Wonder Woman was the worst-performing superhero film in overseas markets in a decade. It grossed less than half of total earnings in an industry in which foreign markets usually account for at least two-thirds of total theater receipts (Cain 2017).
Using an ethical-aesthetic approach, Felix Guattari (1995, 14) argues that an artistic production “detaches itself from . . . connotations that are as much cognitive as aesthetic,” enabling the consumer to become “a co-creator” of the artistic work. We should explode legal edifices, overcoded binary contexts, and capitalistic signifers to open ourselves to infinite possibilities in art. This argument ties in neatly with Michel Foucault’s (1990, 2003, 2004) conception of power as being everywhere and nowhere. For Foucault, the most urgent ethical task is to unmask the epistemic convergences that produce subjectivity. By dismantling the understanding of power as merely negative and repressive, Foucault, who failed to provide any normative framework for a subject with moral and political agency (McLaren 1997), condemns society to an inescapable tangle of power relations. If power is everywhere, there seems no point in resisting it.
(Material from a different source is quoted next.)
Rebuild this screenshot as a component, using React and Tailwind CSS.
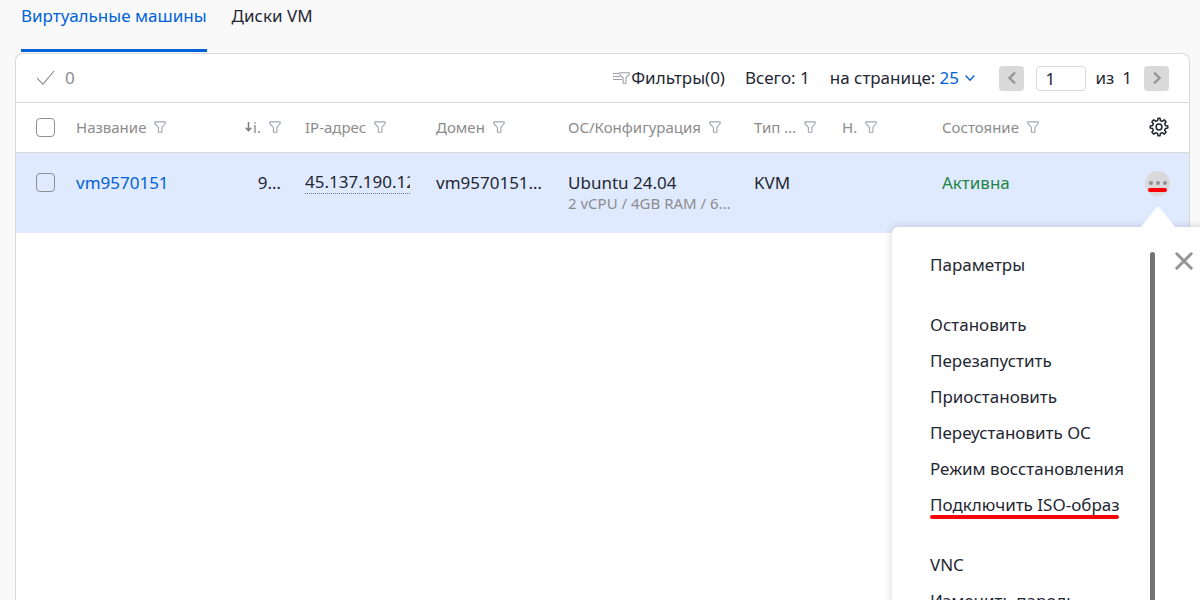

While relational aesthetics allows a multiplicity of subjectivities to be realized and discerned in a work of art, the work is assumed to exist on a plane of immanence that simultaneously makes it very difficult to hierarchize ethical concerns. Does Gadot being perceived as a feminist icon in the film Wonder Woman trump her being a soldier and an ardent supporter of the Israeli army? While her feminist status is contestable, her service and passionate support for the Israeli army is not. Thinkers such as Irene Thery (2007) demand we shift our attention to the relationality of gender and race in particular historical and social contexts. Gender should be analyzed within a wider web of power constructs where perhaps being a soldier in a military at war with a colonized people is the more pressing consideration.